Work to complete:
Begin with the first line below and retype each line exactly through the line containing "const refer = 'Refer". Any pictures are to be left out.

Information provided:
····················
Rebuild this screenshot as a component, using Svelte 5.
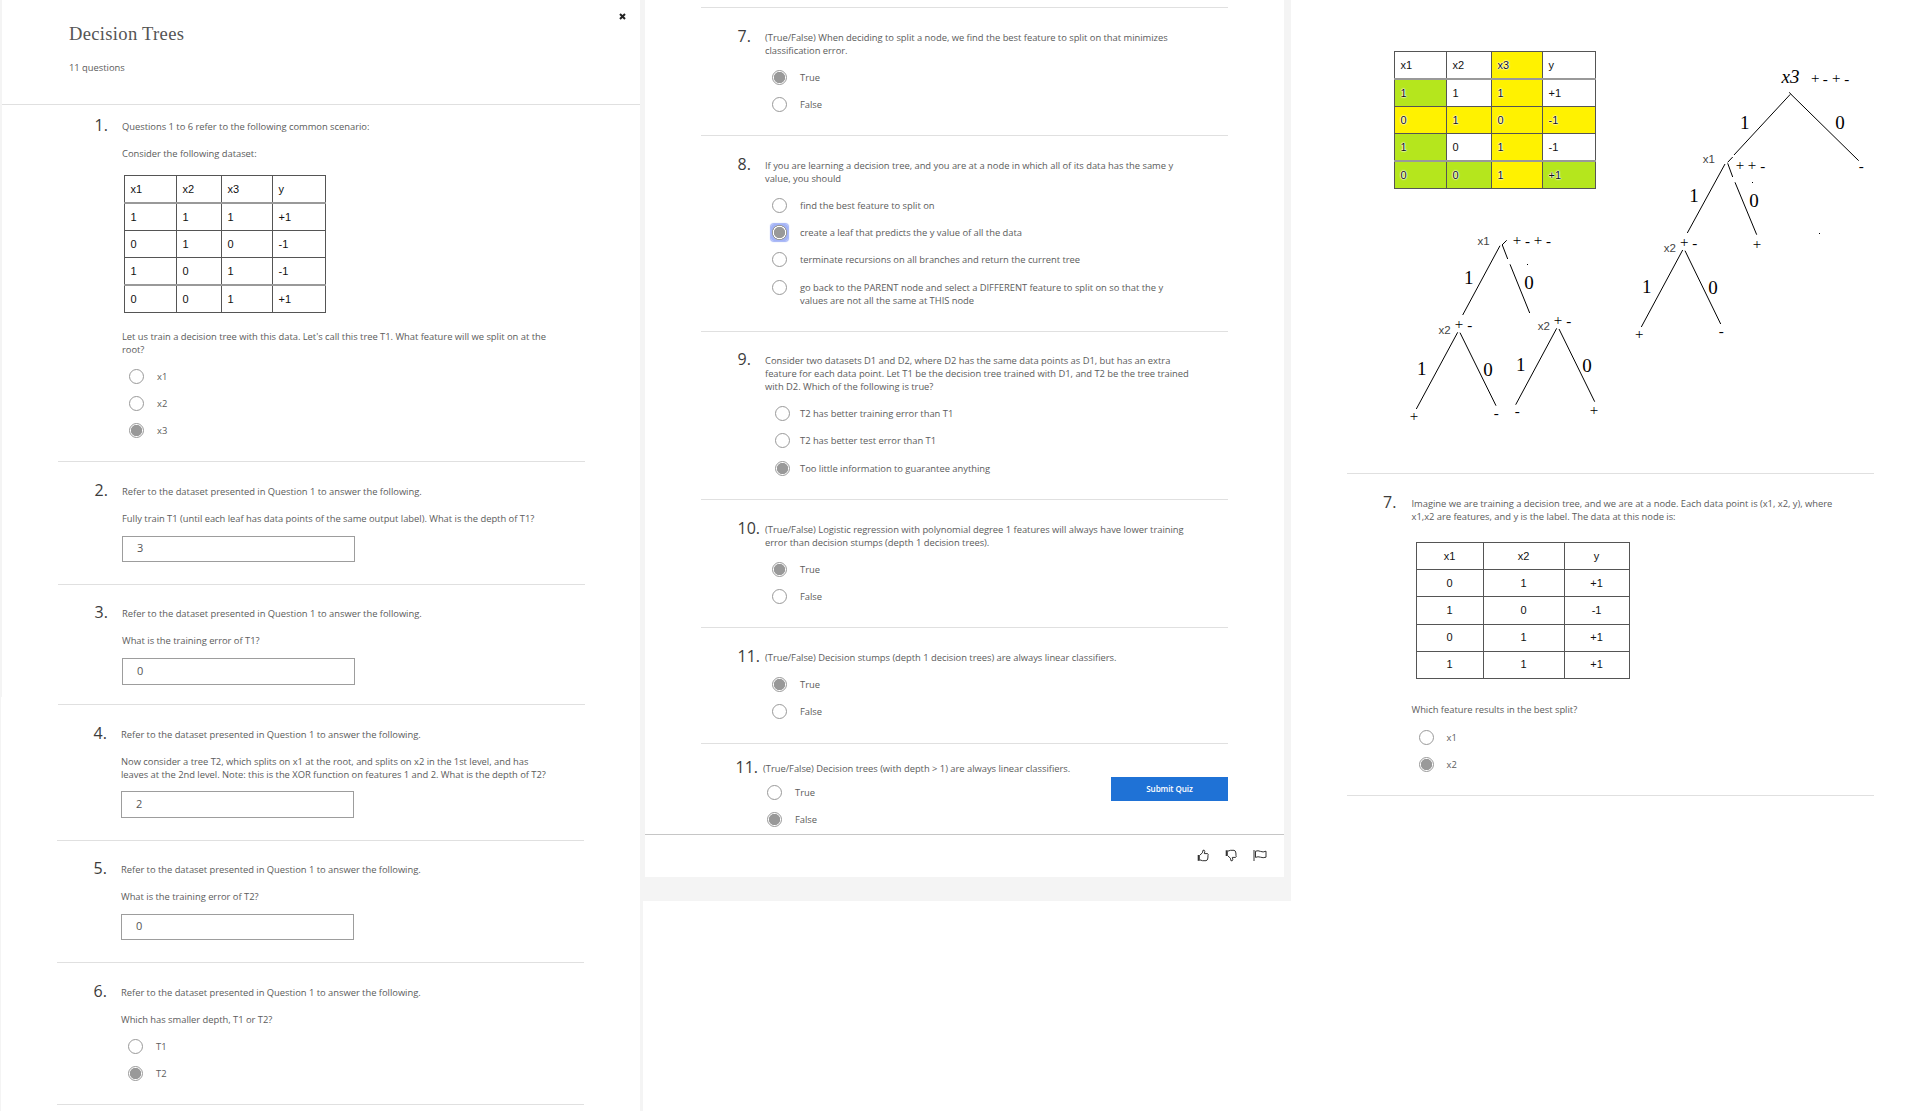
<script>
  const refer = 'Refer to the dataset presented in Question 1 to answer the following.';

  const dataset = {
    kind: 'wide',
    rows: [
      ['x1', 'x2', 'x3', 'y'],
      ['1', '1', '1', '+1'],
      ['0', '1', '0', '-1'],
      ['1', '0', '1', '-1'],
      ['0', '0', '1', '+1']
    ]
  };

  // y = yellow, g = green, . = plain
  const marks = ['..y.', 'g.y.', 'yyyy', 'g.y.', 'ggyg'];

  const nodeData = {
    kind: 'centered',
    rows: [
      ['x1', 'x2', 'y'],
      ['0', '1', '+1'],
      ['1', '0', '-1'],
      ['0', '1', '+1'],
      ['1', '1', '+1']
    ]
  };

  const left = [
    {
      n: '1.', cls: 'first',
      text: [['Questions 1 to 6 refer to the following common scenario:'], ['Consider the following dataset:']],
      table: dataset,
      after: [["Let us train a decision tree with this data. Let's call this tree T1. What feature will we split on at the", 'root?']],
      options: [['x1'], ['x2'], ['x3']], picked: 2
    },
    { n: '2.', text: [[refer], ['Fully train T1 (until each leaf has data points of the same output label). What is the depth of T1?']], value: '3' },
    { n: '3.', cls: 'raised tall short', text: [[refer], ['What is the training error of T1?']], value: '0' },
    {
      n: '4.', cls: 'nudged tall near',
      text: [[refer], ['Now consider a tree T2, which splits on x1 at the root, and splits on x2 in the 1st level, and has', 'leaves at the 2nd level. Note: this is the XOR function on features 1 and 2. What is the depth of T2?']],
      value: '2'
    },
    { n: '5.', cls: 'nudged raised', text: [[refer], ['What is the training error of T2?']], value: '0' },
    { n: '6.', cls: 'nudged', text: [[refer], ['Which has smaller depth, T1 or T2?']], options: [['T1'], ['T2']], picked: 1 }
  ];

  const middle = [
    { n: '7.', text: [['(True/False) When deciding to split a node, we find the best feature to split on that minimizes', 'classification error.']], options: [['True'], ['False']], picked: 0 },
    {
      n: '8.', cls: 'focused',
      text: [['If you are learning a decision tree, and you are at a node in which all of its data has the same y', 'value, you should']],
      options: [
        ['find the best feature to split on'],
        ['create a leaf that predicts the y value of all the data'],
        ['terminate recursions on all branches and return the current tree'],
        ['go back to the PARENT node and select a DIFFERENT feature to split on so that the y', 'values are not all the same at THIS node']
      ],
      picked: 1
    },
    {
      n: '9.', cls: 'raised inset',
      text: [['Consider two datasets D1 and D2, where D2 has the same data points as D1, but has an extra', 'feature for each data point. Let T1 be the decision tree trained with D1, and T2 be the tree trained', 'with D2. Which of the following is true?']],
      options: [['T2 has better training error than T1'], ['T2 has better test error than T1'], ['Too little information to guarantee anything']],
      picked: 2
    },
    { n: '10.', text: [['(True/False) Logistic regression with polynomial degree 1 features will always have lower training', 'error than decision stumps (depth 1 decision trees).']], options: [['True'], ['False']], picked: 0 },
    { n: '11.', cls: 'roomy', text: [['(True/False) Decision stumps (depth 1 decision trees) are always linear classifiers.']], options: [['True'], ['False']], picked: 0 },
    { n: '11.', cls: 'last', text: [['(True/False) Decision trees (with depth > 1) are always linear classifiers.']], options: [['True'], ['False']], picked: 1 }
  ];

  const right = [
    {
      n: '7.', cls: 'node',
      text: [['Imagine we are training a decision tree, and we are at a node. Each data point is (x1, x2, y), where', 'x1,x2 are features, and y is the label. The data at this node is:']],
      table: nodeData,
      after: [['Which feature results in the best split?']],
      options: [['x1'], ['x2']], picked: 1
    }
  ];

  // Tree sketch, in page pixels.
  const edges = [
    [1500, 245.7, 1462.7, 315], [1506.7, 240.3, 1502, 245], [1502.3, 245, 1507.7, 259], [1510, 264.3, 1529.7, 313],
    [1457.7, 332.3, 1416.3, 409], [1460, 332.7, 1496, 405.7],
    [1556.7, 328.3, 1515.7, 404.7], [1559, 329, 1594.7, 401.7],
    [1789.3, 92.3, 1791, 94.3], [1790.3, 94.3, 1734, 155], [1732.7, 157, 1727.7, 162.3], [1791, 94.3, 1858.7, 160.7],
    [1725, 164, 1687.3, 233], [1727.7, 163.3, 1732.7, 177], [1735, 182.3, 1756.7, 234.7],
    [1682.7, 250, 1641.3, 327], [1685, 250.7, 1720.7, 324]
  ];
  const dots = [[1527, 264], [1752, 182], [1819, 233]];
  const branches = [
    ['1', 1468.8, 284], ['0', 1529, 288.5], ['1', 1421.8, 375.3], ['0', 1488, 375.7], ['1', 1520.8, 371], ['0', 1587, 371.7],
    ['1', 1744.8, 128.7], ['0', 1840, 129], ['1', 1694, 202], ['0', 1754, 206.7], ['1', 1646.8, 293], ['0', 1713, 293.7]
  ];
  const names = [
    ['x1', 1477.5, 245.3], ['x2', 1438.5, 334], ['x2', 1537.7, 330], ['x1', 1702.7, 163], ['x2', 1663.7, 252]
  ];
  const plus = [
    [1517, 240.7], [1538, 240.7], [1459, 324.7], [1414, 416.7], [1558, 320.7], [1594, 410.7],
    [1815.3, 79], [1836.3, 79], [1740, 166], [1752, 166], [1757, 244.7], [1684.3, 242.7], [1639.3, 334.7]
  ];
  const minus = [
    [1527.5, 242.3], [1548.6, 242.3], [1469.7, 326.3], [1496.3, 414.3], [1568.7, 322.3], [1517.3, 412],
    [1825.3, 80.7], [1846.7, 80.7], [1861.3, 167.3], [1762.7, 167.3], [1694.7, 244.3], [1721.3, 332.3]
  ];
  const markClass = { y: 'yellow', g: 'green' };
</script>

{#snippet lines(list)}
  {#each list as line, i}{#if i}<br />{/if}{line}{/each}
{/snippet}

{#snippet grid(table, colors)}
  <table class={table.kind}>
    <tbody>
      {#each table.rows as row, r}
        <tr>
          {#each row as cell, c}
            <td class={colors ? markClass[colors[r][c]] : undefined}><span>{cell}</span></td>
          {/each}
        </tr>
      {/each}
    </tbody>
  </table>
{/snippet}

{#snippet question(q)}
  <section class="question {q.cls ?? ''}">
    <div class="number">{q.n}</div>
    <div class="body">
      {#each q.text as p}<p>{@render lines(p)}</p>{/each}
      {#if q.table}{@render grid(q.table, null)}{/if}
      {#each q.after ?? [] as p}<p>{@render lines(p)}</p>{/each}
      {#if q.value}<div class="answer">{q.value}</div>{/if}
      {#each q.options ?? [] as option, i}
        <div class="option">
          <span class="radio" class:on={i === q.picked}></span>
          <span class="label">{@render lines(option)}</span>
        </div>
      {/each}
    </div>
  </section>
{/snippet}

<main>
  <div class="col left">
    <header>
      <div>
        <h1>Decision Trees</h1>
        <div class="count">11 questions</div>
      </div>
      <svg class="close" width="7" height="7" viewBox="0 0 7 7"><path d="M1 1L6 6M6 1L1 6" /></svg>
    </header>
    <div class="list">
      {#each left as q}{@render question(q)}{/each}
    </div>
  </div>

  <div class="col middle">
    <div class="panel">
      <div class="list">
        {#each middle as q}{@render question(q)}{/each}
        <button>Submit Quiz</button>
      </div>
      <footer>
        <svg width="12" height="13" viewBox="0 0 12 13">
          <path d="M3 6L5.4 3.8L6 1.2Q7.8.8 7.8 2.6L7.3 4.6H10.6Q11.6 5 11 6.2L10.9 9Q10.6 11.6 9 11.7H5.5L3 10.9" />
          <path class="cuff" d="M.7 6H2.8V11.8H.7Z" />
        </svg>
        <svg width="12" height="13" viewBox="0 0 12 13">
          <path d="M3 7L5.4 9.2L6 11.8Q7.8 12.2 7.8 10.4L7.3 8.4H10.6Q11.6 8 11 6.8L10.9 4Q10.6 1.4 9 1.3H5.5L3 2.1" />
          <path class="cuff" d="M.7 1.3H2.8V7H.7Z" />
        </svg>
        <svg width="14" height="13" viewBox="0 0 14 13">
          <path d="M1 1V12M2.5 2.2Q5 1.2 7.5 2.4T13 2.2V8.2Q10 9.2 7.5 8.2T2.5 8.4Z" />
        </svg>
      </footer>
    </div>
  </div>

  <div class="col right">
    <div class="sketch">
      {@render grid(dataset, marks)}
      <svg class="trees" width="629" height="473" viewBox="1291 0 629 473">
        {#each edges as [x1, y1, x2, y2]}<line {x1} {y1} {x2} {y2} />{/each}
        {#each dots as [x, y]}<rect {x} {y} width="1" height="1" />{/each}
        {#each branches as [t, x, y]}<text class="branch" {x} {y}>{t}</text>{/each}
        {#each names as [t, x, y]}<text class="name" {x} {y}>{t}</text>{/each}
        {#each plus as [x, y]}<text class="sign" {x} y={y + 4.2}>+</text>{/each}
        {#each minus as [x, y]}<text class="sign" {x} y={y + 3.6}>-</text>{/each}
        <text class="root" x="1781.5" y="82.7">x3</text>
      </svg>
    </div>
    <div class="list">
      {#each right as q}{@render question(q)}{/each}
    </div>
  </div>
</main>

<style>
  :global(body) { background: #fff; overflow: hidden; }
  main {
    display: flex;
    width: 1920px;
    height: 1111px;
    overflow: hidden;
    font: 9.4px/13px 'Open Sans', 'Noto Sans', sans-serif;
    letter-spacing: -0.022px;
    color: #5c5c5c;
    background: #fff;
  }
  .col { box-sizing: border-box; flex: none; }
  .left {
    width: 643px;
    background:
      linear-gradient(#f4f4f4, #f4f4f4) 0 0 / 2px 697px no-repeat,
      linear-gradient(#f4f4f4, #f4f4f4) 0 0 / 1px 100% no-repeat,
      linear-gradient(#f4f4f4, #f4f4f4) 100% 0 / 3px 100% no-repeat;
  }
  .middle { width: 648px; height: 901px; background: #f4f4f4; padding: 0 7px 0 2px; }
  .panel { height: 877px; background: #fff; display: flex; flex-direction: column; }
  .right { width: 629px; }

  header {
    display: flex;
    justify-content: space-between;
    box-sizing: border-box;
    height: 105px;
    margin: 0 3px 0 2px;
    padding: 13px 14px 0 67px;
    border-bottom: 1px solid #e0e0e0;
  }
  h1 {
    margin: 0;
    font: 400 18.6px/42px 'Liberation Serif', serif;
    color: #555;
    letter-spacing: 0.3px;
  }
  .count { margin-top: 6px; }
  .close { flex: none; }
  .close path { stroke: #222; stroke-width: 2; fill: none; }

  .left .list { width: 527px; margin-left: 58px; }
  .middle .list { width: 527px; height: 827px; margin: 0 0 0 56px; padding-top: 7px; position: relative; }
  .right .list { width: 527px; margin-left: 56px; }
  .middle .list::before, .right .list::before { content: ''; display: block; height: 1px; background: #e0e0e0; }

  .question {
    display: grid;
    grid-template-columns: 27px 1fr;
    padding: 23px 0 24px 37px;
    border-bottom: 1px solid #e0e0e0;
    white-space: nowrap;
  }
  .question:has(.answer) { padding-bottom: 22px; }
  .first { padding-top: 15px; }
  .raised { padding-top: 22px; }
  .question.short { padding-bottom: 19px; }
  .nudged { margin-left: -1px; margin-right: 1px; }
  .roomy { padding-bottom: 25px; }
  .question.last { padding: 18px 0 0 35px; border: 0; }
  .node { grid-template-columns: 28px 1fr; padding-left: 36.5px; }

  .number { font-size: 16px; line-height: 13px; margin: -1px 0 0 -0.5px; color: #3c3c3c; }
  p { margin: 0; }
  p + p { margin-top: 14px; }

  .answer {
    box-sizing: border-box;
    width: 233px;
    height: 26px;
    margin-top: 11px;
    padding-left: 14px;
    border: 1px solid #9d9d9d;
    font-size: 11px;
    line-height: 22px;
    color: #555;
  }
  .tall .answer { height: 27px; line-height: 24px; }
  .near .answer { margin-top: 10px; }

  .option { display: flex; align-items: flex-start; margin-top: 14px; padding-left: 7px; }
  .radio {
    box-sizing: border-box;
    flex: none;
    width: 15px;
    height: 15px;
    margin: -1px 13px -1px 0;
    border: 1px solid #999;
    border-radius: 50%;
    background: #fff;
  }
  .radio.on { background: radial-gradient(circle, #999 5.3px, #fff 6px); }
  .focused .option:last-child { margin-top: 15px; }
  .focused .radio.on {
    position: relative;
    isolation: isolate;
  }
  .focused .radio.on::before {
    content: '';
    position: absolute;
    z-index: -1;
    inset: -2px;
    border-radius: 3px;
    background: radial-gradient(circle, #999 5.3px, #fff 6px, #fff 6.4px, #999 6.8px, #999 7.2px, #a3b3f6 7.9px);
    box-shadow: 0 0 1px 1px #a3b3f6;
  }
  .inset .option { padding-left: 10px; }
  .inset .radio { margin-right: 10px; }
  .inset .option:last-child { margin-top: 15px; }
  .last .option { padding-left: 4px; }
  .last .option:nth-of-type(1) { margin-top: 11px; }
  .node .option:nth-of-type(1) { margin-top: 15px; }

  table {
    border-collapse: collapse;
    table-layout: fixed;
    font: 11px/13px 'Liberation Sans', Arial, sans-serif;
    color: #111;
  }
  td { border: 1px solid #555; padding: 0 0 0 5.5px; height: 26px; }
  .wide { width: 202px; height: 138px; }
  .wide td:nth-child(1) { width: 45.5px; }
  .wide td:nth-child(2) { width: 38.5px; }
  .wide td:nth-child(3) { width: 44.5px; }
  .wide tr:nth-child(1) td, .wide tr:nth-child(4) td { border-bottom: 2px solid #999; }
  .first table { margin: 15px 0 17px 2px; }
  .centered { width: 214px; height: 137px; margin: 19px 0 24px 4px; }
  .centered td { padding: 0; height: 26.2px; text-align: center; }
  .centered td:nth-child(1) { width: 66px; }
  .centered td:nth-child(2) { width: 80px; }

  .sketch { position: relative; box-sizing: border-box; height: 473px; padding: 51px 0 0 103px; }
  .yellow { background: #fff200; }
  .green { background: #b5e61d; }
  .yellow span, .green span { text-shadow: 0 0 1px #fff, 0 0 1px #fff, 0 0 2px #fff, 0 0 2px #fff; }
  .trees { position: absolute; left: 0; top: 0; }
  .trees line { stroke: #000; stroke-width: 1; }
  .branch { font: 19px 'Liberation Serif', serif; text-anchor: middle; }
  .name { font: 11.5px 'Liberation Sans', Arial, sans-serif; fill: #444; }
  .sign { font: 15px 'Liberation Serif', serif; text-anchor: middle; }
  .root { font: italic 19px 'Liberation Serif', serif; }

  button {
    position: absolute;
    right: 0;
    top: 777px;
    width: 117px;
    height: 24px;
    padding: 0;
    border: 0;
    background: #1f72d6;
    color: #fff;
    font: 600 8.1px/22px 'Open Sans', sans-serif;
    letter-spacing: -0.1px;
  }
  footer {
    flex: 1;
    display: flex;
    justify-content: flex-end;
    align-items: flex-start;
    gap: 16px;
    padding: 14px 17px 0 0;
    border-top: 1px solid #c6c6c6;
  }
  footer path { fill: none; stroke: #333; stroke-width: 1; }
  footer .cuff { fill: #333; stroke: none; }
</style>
····················
Finished answer:
Rebuild this screenshot as a component, using Svelte 5.
<script>
  const refer = 'Refer to the dataset presented in Question 1 to answer the following.';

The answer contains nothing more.